A protest vote over the Indian Wells Valley Groundwater Authority’s basin pricey replenishment fee failed last Friday.
The Authority voted 4-1 to pass the replenishment fee despite significant public opposition.
The Authority did not release the number of Proposition 218 protest votes submitted by the public.
Although residential users will see an estimated $24 per month increase, Searles Valley Minerals will see a 7,000-percent increase in water costs.
Searles Valley Minerals currently pays $105 per acre foot, and the fee increases that cost to $2,130 per acre foot, totalling about $6 million per year.
During the meeting, Authority Chair Mick Gleason, a Kern County Supervisor, said the authority will work with Searles Valley Minerals to find a solution to continue to operate despite the fee increase.
“We appreciate Charman Gleason’s acknowledgement of Searles’ water right priority in the basin, and his offer to work with us to find a solution that will allow Searles to continue operating as an economic engine and pillar of this community,” said Searles Valley Minerals Vice President of Operations Burnell Blanchard in a statement.
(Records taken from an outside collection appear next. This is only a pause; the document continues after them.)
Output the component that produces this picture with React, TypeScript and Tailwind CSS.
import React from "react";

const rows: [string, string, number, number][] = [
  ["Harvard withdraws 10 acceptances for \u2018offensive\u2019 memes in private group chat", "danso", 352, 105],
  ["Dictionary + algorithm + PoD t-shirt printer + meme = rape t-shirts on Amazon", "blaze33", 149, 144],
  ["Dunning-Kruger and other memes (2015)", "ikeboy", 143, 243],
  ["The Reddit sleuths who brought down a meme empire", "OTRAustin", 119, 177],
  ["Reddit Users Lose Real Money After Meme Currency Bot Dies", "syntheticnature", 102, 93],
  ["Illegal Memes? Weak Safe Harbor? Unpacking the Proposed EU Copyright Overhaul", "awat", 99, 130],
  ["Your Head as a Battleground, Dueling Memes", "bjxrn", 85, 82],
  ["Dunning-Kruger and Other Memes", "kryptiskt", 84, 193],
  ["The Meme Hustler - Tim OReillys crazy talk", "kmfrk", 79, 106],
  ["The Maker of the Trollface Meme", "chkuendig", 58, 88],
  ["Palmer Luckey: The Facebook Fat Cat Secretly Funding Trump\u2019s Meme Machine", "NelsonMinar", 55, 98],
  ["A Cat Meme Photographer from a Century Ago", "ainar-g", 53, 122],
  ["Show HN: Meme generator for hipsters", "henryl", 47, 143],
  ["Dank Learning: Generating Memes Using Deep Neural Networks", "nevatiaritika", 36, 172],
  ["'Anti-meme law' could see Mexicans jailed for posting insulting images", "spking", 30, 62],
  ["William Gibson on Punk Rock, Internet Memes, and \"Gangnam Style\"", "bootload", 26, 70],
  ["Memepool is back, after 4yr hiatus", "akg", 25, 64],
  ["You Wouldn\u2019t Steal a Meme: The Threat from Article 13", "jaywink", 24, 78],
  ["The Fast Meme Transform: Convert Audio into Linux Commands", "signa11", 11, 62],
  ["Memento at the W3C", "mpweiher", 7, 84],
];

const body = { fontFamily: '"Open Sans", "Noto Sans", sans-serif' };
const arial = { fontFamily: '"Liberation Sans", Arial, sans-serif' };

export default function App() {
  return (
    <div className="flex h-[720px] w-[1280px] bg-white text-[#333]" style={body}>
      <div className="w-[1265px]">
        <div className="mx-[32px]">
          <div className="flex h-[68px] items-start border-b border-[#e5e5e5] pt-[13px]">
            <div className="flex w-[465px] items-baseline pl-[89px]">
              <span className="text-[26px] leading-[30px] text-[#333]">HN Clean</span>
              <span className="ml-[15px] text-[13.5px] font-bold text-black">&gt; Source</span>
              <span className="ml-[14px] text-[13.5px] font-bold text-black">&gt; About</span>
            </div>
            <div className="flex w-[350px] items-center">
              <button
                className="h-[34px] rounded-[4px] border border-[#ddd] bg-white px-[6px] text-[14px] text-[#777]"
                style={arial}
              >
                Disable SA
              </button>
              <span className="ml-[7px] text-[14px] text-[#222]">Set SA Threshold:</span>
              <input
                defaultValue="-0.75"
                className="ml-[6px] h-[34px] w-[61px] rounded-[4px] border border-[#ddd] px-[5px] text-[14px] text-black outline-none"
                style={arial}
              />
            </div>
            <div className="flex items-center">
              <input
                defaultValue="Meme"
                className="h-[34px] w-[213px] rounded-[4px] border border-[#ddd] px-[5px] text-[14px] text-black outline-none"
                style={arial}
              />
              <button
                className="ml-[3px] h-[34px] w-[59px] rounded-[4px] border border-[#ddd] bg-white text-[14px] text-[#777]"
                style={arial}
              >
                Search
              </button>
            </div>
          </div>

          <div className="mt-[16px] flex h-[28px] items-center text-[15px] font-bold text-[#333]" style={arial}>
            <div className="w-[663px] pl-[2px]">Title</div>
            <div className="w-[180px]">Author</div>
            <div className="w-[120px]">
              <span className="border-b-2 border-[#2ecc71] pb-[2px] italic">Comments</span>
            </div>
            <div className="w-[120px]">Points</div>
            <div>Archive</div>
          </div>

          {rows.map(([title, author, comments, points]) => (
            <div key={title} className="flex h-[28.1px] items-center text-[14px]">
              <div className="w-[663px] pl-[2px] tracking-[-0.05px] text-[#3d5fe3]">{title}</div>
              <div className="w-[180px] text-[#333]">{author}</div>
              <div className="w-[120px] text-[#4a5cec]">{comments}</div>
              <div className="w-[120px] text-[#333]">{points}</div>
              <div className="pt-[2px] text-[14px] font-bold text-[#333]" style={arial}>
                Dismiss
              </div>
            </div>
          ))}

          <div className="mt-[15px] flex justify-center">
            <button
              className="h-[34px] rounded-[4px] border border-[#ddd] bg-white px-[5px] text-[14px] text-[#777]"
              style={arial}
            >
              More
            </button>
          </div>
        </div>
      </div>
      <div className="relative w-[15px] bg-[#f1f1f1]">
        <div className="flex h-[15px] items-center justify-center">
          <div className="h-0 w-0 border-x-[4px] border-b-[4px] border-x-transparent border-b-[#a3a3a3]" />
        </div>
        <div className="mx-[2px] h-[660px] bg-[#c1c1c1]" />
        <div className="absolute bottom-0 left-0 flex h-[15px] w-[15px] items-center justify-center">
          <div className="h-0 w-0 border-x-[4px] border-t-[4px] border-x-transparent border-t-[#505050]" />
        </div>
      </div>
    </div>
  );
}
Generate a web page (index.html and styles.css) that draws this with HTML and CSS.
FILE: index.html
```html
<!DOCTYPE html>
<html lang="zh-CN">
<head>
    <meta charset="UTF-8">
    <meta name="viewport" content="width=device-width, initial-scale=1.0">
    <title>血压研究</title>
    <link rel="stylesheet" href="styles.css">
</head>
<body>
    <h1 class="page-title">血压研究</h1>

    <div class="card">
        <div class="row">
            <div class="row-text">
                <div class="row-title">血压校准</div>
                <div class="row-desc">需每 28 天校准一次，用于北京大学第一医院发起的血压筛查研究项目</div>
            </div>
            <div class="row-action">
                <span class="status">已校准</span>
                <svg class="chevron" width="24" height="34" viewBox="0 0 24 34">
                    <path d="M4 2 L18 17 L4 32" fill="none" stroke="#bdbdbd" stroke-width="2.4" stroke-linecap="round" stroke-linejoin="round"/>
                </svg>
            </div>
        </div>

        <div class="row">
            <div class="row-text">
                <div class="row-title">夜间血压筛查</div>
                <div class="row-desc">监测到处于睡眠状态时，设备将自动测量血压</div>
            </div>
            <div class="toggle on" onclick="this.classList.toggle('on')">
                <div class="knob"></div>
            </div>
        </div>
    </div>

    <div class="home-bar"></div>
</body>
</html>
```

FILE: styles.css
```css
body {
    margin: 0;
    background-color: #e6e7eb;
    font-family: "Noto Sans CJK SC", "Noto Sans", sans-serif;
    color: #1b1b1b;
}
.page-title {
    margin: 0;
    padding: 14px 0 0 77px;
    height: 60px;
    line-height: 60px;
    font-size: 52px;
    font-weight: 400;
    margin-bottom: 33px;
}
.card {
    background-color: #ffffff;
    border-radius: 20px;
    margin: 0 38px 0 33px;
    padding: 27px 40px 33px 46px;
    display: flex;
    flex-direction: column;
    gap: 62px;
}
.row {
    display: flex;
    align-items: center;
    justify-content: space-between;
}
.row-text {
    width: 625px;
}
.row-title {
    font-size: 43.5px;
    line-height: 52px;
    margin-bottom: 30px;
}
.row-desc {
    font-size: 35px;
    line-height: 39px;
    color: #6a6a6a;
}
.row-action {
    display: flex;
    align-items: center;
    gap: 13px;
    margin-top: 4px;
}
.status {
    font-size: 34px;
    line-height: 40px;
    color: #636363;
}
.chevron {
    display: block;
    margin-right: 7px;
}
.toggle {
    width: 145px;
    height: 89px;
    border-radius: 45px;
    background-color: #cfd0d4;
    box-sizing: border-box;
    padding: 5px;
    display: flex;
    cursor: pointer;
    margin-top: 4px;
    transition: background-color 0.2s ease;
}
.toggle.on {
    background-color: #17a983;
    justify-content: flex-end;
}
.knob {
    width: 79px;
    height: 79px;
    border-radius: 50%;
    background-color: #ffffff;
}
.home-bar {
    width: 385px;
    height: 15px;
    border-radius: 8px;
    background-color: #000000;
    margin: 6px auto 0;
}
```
“Today’s unprecedented level of community participation underscores the very real economic impacts this fee will have on local residents and businesses like ours. As we have done for over 140 years, we will continue working to maintain operations – particularly during one of our country’s worst recessions – and preserve the good paying, essential jobs of our 700 employees.”
The fee comes from the Authority’s Groundwater Sustainability Plan and is designed to mitigate the damage sustained by shallow wells due to subsidence and acquire water rights to import water and meet necessary groundwater levels for pumping under the Sustainable Groundwater Management Act.